┌────────
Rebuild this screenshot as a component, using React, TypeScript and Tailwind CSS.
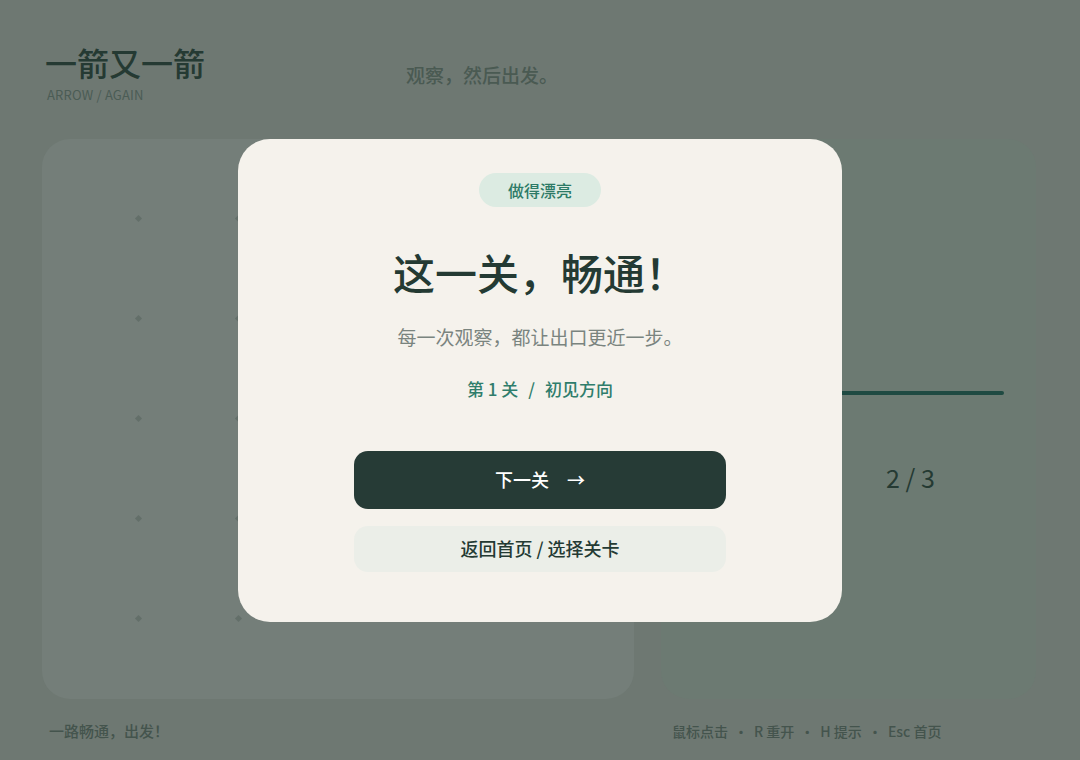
import React from "react";

const font = { fontFamily: '"Noto Sans CJK SC", "Noto Sans", sans-serif' };

export default function App() {
  const dots = Array.from({ length: 25 });
  return (
    <div className="relative w-[1080px] h-[760px] overflow-hidden bg-[#6e7872]" style={font}>
      {/* header */}
      <div className="flex items-start pl-[45px] pt-[40px] h-[139px]">
        <div className="w-[361px]">
          <div className="text-[32px] leading-[44px] font-medium text-[#253a33]">一箭又一箭</div>
          <div className="text-[13px] leading-[18px] text-[#4b5c55] pl-[2px] mt-[2px] tracking-[0.2px]">ARROW / AGAIN</div>
        </div>
        <div className="text-[19px] leading-[28px] font-medium text-[#4a5a52] mt-[21px]">观察，然后出发。</div>
      </div>

      {/* cards */}
      <div className="flex gap-[27px] pl-[42px]">
        <div className="w-[592px] h-[560px] rounded-[28px] bg-[#747e79] flex items-center justify-center pb-[2px]">
          <div className="grid grid-cols-5 grid-rows-5 w-[500px] h-[500px]">
            {dots.map((_, i) => (
              <div key={i} className="flex items-center justify-center">
                <div className="w-[5px] h-[5px] rotate-45 bg-[#636f69]" />
              </div>
            ))}
          </div>
        </div>
        <div className="w-[375px] h-[560px] rounded-[28px] bg-[#6c7a72] px-[32px] pt-[252px]">
          <div className="h-[4px] w-[311px] rounded-full bg-[#1f4a42]" />
          <div className="flex mt-[65px]">
            <div className="w-[193px]" />
            <div className="text-[25px] leading-[34px] text-[#253a33]">2 / 3</div>
          </div>
        </div>
      </div>

      {/* footer */}
      <div className="flex items-center h-[63px] pl-[49px] pt-[2px]">
        <div className="w-[623px] text-[15px] font-medium text-[#44544d]">一路畅通，出发！</div>
        <div className="flex items-center gap-[6px] text-[14px] font-medium text-[#44544d]">
          <span>鼠标点击</span>
          <span>·</span>
          <span>R 重开</span>
          <span>·</span>
          <span>H 提示</span>
          <span>·</span>
          <span>Esc 首页</span>
        </div>
      </div>

      {/* modal */}
      <div className="absolute inset-0 flex items-center justify-center">
        <div className="w-[604px] h-[483px] rounded-[32px] bg-[#f5f2ec] flex flex-col items-center pt-[34px]">
          <div className="h-[34px] px-[29px] rounded-full bg-[#dcebe2] text-[16px] font-medium text-[#2d7a66] flex items-center">
            做得漂亮
          </div>
          <div className="mt-[41px] text-[42px] leading-[48px] font-medium text-[#243a33]">这一关，畅通！</div>
          <div className="mt-[28px] text-[19px] leading-[26px] text-[#7a847f]">每一次观察，都让出口更近一步。</div>
          <div className="mt-[27px] flex items-center gap-[10px] text-[17px] leading-[24px] font-medium text-[#2f7d6b]">
            <span>第 1 关</span>
            <span>/</span>
            <span>初见方向</span>
          </div>
          <div className="mt-[50px] w-[372px] h-[58px] rounded-[14px] bg-[#263b36] flex items-center justify-center text-[18px] font-medium text-white">
            <span>下一关</span>
            <span className="ml-[18px]">→</span>
          </div>
          <div className="mt-[17px] w-[372px] h-[46px] rounded-[14px] bg-[#ebeee8] flex items-center justify-center text-[18px] font-medium text-[#243a33]">
            返回首页 / 选择关卡
          </div>
        </div>
      </div>
    </div>
  );
}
└────────
Request: Give the count of lines in the data above that hold the string "React", with no additional words.

Result for this task: 2